Location
- Country: United States
- State: Alaska
- City: Anchorage

Physical characteristics
- Source: Harriman Glacier (north fork)
- 2nd source: Lowell Glacier (south fork)
- Mouth: Glacier River
- • location: Near Portage
- • coordinates: 60°54′36″N 148°48′54″W﻿ / ﻿60.91008°N 148.81507°W
- Length: 8.5 mi (13.7 km) (upper river), 9.5 mi (15.3 km) total
- • location: mouth

= Carmen River (Alaska) =

The Carmen River is a river 9.5 mi long and 5 mi northwest of Whittier near the Kenai Peninsula in Alaska. Its north fork rises in a remote valley from Harriman glacier and flows out into a larger valley where it joins with the south fork. The south fork of the river begins at the terminus of Lowell Glacier, following a valley parallel to the former stream before merging with it.

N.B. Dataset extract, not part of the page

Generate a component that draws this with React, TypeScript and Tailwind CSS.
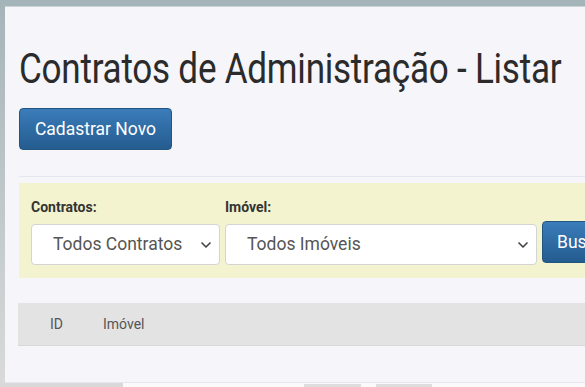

The unified Carmen River flows for 0.5 miles before pooling in Carmen Lake. This first portion of the river is known as the Upper Carmen River. The final portion of the stream, known as the Lower Carmen River, begins as the outflow of the lake. The river ends abruptly after 1 miles as it is joined by the Glacier River. It was reportedly named locally.